■ Request:
Word for word, give the material below again, minus any images.

■ Supplied data:
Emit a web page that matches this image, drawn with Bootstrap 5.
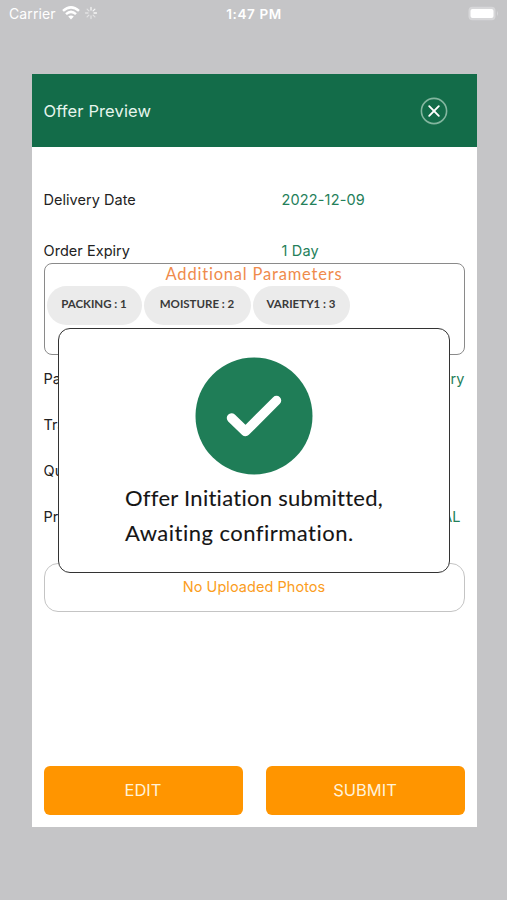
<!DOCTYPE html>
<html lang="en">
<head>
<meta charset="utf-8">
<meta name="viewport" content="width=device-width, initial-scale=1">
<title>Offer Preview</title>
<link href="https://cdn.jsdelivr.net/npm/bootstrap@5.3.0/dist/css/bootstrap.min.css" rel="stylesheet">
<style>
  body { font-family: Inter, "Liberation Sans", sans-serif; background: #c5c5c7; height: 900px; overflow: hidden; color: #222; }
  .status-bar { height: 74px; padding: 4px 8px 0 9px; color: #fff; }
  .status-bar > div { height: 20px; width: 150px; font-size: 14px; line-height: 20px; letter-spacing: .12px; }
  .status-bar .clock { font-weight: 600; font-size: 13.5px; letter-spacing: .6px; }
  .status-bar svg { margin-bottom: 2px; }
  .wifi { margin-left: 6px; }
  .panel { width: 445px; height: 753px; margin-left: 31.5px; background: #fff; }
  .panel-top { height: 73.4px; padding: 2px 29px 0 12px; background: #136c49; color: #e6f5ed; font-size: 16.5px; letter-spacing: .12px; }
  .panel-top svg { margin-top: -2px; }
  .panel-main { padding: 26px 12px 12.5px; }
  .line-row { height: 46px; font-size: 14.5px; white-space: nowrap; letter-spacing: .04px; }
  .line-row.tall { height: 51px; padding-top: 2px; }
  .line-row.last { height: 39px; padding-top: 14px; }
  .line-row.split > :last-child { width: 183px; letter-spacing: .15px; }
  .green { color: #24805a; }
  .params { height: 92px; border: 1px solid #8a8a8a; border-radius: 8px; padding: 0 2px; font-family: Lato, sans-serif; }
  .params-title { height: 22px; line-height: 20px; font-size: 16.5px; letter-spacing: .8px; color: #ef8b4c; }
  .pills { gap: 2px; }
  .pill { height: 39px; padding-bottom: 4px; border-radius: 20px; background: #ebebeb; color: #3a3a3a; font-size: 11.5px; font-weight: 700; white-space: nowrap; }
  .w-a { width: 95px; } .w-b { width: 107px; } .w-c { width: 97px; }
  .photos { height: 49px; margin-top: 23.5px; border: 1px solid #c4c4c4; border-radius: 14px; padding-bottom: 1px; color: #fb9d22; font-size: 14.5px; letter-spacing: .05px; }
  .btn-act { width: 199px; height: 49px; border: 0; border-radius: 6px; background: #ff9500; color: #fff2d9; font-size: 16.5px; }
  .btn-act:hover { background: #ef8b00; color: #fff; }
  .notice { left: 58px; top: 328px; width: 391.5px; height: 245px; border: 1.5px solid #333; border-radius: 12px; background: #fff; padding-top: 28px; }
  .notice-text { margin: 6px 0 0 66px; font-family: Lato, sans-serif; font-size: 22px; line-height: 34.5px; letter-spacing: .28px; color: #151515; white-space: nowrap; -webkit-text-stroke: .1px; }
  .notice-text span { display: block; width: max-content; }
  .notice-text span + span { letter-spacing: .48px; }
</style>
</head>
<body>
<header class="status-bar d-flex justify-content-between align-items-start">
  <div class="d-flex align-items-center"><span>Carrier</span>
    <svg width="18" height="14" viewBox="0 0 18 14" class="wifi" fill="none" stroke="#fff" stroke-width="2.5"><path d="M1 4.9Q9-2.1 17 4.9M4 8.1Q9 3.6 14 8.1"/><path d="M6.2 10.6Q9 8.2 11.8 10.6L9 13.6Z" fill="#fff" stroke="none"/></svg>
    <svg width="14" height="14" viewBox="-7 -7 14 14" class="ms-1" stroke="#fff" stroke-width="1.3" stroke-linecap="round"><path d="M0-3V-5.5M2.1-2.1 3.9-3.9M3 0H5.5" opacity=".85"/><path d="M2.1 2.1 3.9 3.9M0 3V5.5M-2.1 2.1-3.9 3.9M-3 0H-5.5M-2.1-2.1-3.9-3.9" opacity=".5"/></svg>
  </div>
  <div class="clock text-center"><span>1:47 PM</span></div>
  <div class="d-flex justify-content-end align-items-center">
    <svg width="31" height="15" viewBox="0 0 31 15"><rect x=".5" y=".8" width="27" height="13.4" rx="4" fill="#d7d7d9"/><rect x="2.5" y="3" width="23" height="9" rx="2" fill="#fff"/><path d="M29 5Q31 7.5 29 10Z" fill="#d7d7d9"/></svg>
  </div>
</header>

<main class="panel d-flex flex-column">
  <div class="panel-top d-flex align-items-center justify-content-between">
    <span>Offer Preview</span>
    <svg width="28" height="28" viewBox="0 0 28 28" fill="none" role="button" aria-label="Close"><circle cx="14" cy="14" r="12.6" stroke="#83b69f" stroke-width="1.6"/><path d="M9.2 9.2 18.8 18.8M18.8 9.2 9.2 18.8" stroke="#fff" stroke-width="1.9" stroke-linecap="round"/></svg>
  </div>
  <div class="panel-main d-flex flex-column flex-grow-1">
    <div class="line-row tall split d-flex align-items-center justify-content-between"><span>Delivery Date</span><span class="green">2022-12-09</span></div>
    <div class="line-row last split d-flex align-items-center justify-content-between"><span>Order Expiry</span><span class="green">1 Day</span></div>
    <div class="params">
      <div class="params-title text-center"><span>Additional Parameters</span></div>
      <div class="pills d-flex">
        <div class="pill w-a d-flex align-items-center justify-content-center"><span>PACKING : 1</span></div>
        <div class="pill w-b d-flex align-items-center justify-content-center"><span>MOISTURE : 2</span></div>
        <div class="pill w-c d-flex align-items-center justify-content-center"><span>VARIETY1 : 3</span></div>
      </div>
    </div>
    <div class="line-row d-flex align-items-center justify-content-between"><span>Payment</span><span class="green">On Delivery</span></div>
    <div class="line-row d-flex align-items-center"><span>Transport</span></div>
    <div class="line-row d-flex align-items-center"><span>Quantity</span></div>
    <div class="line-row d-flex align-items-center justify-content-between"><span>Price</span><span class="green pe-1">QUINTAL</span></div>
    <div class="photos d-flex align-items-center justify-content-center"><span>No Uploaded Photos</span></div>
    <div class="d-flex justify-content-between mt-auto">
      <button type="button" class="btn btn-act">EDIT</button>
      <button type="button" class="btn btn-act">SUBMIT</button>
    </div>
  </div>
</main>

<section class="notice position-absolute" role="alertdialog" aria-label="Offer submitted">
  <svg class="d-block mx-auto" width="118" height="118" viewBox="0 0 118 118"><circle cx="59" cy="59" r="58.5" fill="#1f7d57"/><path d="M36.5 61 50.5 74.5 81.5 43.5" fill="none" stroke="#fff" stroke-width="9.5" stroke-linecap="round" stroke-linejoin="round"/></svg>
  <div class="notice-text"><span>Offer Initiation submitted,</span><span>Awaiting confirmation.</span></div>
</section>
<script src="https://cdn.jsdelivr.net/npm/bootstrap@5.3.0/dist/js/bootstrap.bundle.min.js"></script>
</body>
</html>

■ Result for this exercise:
Emit a web page that matches this image, drawn with Bootstrap 5.
<!DOCTYPE html>
<html lang="en">
<head>
<meta charset="utf-8">
<meta name="viewport" content="width=device-width, initial-scale=1">
<title>Offer Preview</title>
<link href="https://cdn.jsdelivr.net/npm/bootstrap@5.3.0/dist/css/bootstrap.min.css" rel="stylesheet">
<style>
  body { font-family: Inter, "Liberation Sans", sans-serif; background: #c5c5c7; height: 900px; overflow: hidden; color: #222; }
  .status-bar { height: 74px; padding: 4px 8px 0 9px; color: #fff; }
  .status-bar > div { height: 20px; width: 150px; font-size: 14px; line-height: 20px; letter-spacing: .12px; }
  .status-bar .clock { font-weight: 600; font-size: 13.5px; letter-spacing: .6px; }
  .status-bar svg { margin-bottom: 2px; }
  .wifi { margin-left: 6px; }
  .panel { width: 445px; height: 753px; margin-left: 31.5px; background: #fff; }
  .panel-top { height: 73.4px; padding: 2px 29px 0 12px; background: #136c49; color: #e6f5ed; font-size: 16.5px; letter-spacing: .12px; }
  .panel-top svg { margin-top: -2px; }
  .panel-main { padding: 26px 12px 12.5px; }
  .line-row { height: 46px; font-size: 14.5px; white-space: nowrap; letter-spacing: .04px; }
  .line-row.tall { height: 51px; padding-top: 2px; }
  .line-row.last { height: 39px; padding-top: 14px; }
  .line-row.split > :last-child { width: 183px; letter-spacing: .15px; }
  .green { color: #24805a; }
  .params { height: 92px; border: 1px solid #8a8a8a; border-radius: 8px; padding: 0 2px; font-family: Lato, sans-serif; }
  .params-title { height: 22px; line-height: 20px; font-size: 16.5px; letter-spacing: .8px; color: #ef8b4c; }
  .pills { gap: 2px; }
  .pill { height: 39px; padding-bottom: 4px; border-radius: 20px; background: #ebebeb; color: #3a3a3a; font-size: 11.5px; font-weight: 700; white-space: nowrap; }
  .w-a { width: 95px; } .w-b { width: 107px; } .w-c { width: 97px; }
  .photos { height: 49px; margin-top: 23.5px; border: 1px solid #c4c4c4; border-radius: 14px; padding-bottom: 1px; color: #fb9d22; font-size: 14.5px; letter-spacing: .05px; }
  .btn-act { width: 199px; height: 49px; border: 0; border-radius: 6px; background: #ff9500; color: #fff2d9; font-size: 16.5px; }
  .btn-act:hover { background: #ef8b00; color: #fff; }
  .notice { left: 58px; top: 328px; width: 391.5px; height: 245px; border: 1.5px solid #333; border-radius: 12px; background: #fff; padding-top: 28px; }
  .notice-text { margin: 6px 0 0 66px; font-family: Lato, sans-serif; font-size: 22px; line-height: 34.5px; letter-spacing: .28px; color: #151515; white-space: nowrap; -webkit-text-stroke: .1px; }
  .notice-text span { display: block; width: max-content; }
  .notice-text span + span { letter-spacing: .48px; }
</style>
</head>
<body>
<header class="status-bar d-flex justify-content-between align-items-start">
  <div class="d-flex align-items-center"><span>Carrier</span>
    <svg width="18" height="14" viewBox="0 0 18 14" class="wifi" fill="none" stroke="#fff" stroke-width="2.5"><path d="M1 4.9Q9-2.1 17 4.9M4 8.1Q9 3.6 14 8.1"/><path d="M6.2 10.6Q9 8.2 11.8 10.6L9 13.6Z" fill="#fff" stroke="none"/></svg>
    <svg width="14" height="14" viewBox="-7 -7 14 14" class="ms-1" stroke="#fff" stroke-width="1.3" stroke-linecap="round"><path d="M0-3V-5.5M2.1-2.1 3.9-3.9M3 0H5.5" opacity=".85"/><path d="M2.1 2.1 3.9 3.9M0 3V5.5M-2.1 2.1-3.9 3.9M-3 0H-5.5M-2.1-2.1-3.9-3.9" opacity=".5"/></svg>
  </div>
  <div class="clock text-center"><span>1:47 PM</span></div>
  <div class="d-flex justify-content-end align-items-center">
    <svg width="31" height="15" viewBox="0 0 31 15"><rect x=".5" y=".8" width="27" height="13.4" rx="4" fill="#d7d7d9"/><rect x="2.5" y="3" width="23" height="9" rx="2" fill="#fff"/><path d="M29 5Q31 7.5 29 10Z" fill="#d7d7d9"/></svg>
  </div>
</header>

<main class="panel d-flex flex-column">
  <div class="panel-top d-flex align-items-center justify-content-between">
    <span>Offer Preview</span>
    <svg width="28" height="28" viewBox="0 0 28 28" fill="none" role="button" aria-label="Close"><circle cx="14" cy="14" r="12.6" stroke="#83b69f" stroke-width="1.6"/><path d="M9.2 9.2 18.8 18.8M18.8 9.2 9.2 18.8" stroke="#fff" stroke-width="1.9" stroke-linecap="round"/></svg>
  </div>
  <div class="panel-main d-flex flex-column flex-grow-1">
    <div class="line-row tall split d-flex align-items-center justify-content-between"><span>Delivery Date</span><span class="green">2022-12-09</span></div>
    <div class="line-row last split d-flex align-items-center justify-content-between"><span>Order Expiry</span><span class="green">1 Day</span></div>
    <div class="params">
      <div class="params-title text-center"><span>Additional Parameters</span></div>
      <div class="pills d-flex">
        <div class="pill w-a d-flex align-items-center justify-content-center"><span>PACKING : 1</span></div>
        <div class="pill w-b d-flex align-items-center justify-content-center"><span>MOISTURE : 2</span></div>
        <div class="pill w-c d-flex align-items-center justify-content-center"><span>VARIETY1 : 3</span></div>
      </div>
    </div>
    <div class="line-row d-flex align-items-center justify-content-between"><span>Payment</span><span class="green">On Delivery</span></div>
    <div class="line-row d-flex align-items-center"><span>Transport</span></div>
    <div class="line-row d-flex align-items-center"><span>Quantity</span></div>
    <div class="line-row d-flex align-items-center justify-content-between"><span>Price</span><span class="green pe-1">QUINTAL</span></div>
    <div class="photos d-flex align-items-center justify-content-center"><span>No Uploaded Photos</span></div>
    <div class="d-flex justify-content-between mt-auto">
      <button type="button" class="btn btn-act">EDIT</button>
      <button type="button" class="btn btn-act">SUBMIT</button>
    </div>
  </div>
</main>

<section class="notice position-absolute" role="alertdialog" aria-label="Offer submitted">
  <svg class="d-block mx-auto" width="118" height="118" viewBox="0 0 118 118"><circle cx="59" cy="59" r="58.5" fill="#1f7d57"/><path d="M36.5 61 50.5 74.5 81.5 43.5" fill="none" stroke="#fff" stroke-width="9.5" stroke-linecap="round" stroke-linejoin="round"/></svg>
  <div class="notice-text"><span>Offer Initiation submitted,</span><span>Awaiting confirmation.</span></div>
</section>
<script src="https://cdn.jsdelivr.net/npm/bootstrap@5.3.0/dist/js/bootstrap.bundle.min.js"></script>
</body>
</html>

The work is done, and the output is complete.